Rui Qu had not provided evidence of any actual business conducted under the CNVRG mark in the UK and the evidence supported the position that there was no relevant intention to do so. The Appointed Person concluded that, taking the evidence as a whole, there was a sufficient basis for the hearing officer's finding that the explanation put forward by the appellant was not enough to dispel the bad faith inference. Overall, the approach taken by the hearing officer accorded with the approach taken by the Supreme Court in SkyKick.
Osborne Clarke comment
We are now starting to see a number of decisions in the UKIPO and the courts applying the Supreme Court's decision in SkyKick – bad faith is still very much on the trade mark agenda. These decisions confirm that broad and imprecise terms continue to be problematic and may be challenged.

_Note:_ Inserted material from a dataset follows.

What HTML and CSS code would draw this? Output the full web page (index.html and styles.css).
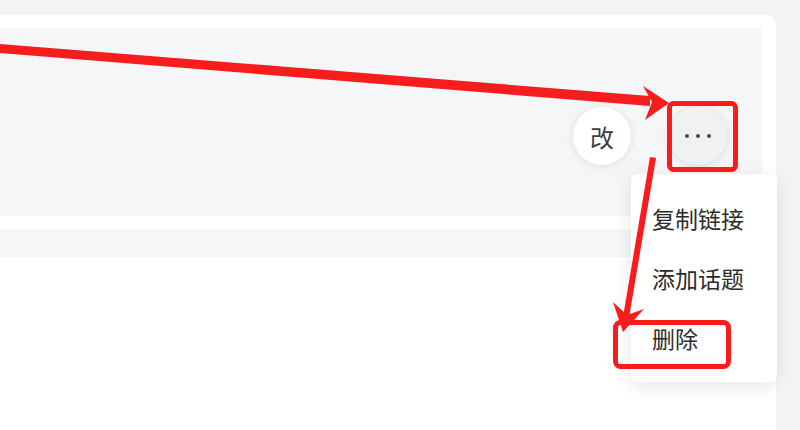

It is clear that brand owner's should be cautious in registering broad specifications where there is no intention to use, and they should be prepared to sufficiently justify their filing strategies if bad faith claims are made. As the Appointed Person noted in CNVRG, the importance of a satisfactory filing explanation is heightened post-SkyKick.
The Appointed Person's decision in CNVRG also provides a timely reminder of the standard that must be met for an appeal tribunal or court to interfere with a first instance decision. In that case, not challenging the hearing officer's findings of fact severely constrained the scope of the appeal. On the basis of the findings of fact and the evidence as a whole, it was open to the hearing officer not to find the appellant's explanation for making the application credible.
We'll have to watch this space to see how the UKIPO and the courts continue to apply SkyKick as there are still some unanswered questions – for example, will "repeat offenders" be punished in some way for continued bad faith filings? Despite some uncertainties, what is certain is that bad faith claims will be a mainstay in trade mark proceedings for some time to come.